DIRECTIONS FOR THIS TASK: Retype the material in full, keeping every word the same.

+++

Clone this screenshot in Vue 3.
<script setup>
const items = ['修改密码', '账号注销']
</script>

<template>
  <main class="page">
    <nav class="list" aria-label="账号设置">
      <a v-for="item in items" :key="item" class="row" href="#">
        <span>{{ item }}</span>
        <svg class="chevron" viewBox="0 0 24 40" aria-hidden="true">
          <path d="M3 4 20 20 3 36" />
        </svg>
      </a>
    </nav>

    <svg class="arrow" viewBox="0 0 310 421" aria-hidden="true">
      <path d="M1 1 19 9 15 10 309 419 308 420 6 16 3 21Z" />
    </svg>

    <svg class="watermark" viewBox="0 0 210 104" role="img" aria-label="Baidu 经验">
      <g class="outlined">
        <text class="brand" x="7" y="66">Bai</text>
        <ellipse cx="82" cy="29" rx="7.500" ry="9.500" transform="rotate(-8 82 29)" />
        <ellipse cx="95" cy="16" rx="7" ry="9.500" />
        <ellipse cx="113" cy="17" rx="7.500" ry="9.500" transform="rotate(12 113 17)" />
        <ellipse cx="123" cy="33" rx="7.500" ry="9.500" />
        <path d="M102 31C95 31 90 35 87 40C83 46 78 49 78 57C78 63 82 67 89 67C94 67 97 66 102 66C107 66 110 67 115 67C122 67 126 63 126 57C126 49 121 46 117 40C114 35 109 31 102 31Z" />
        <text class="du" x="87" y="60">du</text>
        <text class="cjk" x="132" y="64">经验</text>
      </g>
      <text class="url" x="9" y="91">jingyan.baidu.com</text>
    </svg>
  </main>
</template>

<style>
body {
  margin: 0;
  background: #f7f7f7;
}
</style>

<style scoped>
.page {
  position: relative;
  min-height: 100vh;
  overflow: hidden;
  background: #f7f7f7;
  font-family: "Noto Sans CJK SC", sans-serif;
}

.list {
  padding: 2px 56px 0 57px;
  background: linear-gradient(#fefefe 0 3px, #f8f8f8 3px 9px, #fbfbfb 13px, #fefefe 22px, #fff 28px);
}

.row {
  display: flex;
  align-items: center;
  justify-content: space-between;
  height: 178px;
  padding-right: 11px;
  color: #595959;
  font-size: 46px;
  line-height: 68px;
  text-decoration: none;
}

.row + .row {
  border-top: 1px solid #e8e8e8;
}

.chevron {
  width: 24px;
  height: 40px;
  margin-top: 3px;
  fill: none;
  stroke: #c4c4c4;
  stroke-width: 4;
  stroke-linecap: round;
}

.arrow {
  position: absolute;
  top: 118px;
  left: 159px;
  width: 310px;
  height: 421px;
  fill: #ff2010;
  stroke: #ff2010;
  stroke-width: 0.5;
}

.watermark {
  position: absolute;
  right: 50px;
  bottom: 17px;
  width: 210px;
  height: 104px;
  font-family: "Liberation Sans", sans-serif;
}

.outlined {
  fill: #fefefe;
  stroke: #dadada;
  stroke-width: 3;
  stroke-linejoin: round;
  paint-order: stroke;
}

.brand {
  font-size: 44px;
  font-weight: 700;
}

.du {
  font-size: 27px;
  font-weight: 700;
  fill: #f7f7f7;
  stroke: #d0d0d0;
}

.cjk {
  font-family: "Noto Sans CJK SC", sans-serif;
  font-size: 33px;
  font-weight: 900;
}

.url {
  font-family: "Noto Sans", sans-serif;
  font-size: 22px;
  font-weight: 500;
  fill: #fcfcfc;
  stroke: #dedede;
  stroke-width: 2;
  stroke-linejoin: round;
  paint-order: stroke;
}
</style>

+++

RESULT:
Clone this screenshot in Vue 3.
<script setup>
const items = ['修改密码', '账号注销']
</script>

<template>
  <main class="page">
    <nav class="list" aria-label="账号设置">
      <a v-for="item in items" :key="item" class="row" href="#">
        <span>{{ item }}</span>
        <svg class="chevron" viewBox="0 0 24 40" aria-hidden="true">
          <path d="M3 4 20 20 3 36" />
        </svg>
      </a>
    </nav>

    <svg class="arrow" viewBox="0 0 310 421" aria-hidden="true">
      <path d="M1 1 19 9 15 10 309 419 308 420 6 16 3 21Z" />
    </svg>

    <svg class="watermark" viewBox="0 0 210 104" role="img" aria-label="Baidu 经验">
      <g class="outlined">
        <text class="brand" x="7" y="66">Bai</text>
        <ellipse cx="82" cy="29" rx="7.500" ry="9.500" transform="rotate(-8 82 29)" />
        <ellipse cx="95" cy="16" rx="7" ry="9.500" />
        <ellipse cx="113" cy="17" rx="7.500" ry="9.500" transform="rotate(12 113 17)" />
        <ellipse cx="123" cy="33" rx="7.500" ry="9.500" />
        <path d="M102 31C95 31 90 35 87 40C83 46 78 49 78 57C78 63 82 67 89 67C94 67 97 66 102 66C107 66 110 67 115 67C122 67 126 63 126 57C126 49 121 46 117 40C114 35 109 31 102 31Z" />
        <text class="du" x="87" y="60">du</text>
        <text class="cjk" x="132" y="64">经验</text>
      </g>
      <text class="url" x="9" y="91">jingyan.baidu.com</text>
    </svg>
  </main>
</template>

<style>
body {
  margin: 0;
  background: #f7f7f7;
}
</style>

<style scoped>
.page {
  position: relative;
  min-height: 100vh;
  overflow: hidden;
  background: #f7f7f7;
  font-family: "Noto Sans CJK SC", sans-serif;
}

.list {
  padding: 2px 56px 0 57px;
  background: linear-gradient(#fefefe 0 3px, #f8f8f8 3px 9px, #fbfbfb 13px, #fefefe 22px, #fff 28px);
}

.row {
  display: flex;
  align-items: center;
  justify-content: space-between;
  height: 178px;
  padding-right: 11px;
  color: #595959;
  font-size: 46px;
  line-height: 68px;
  text-decoration: none;
}

.row + .row {
  border-top: 1px solid #e8e8e8;
}

.chevron {
  width: 24px;
  height: 40px;
  margin-top: 3px;
  fill: none;
  stroke: #c4c4c4;
  stroke-width: 4;
  stroke-linecap: round;
}

.arrow {
  position: absolute;
  top: 118px;
  left: 159px;
  width: 310px;
  height: 421px;
  fill: #ff2010;
  stroke: #ff2010;
  stroke-width: 0.5;
}

.watermark {
  position: absolute;
  right: 50px;
  bottom: 17px;
  width: 210px;
  height: 104px;
  font-family: "Liberation Sans", sans-serif;
}

.outlined {
  fill: #fefefe;
  stroke: #dadada;
  stroke-width: 3;
  stroke-linejoin: round;
  paint-order: stroke;
}

.brand {
  font-size: 44px;
  font-weight: 700;
}

.du {
  font-size: 27px;
  font-weight: 700;
  fill: #f7f7f7;
  stroke: #d0d0d0;
}

.cjk {
  font-family: "Noto Sans CJK SC", sans-serif;
  font-size: 33px;
  font-weight: 900;
}

.url {
  font-family: "Noto Sans", sans-serif;
  font-size: 22px;
  font-weight: 500;
  fill: #fcfcfc;
  stroke: #dedede;
  stroke-width: 2;
  stroke-linejoin: round;
  paint-order: stroke;
}
</style>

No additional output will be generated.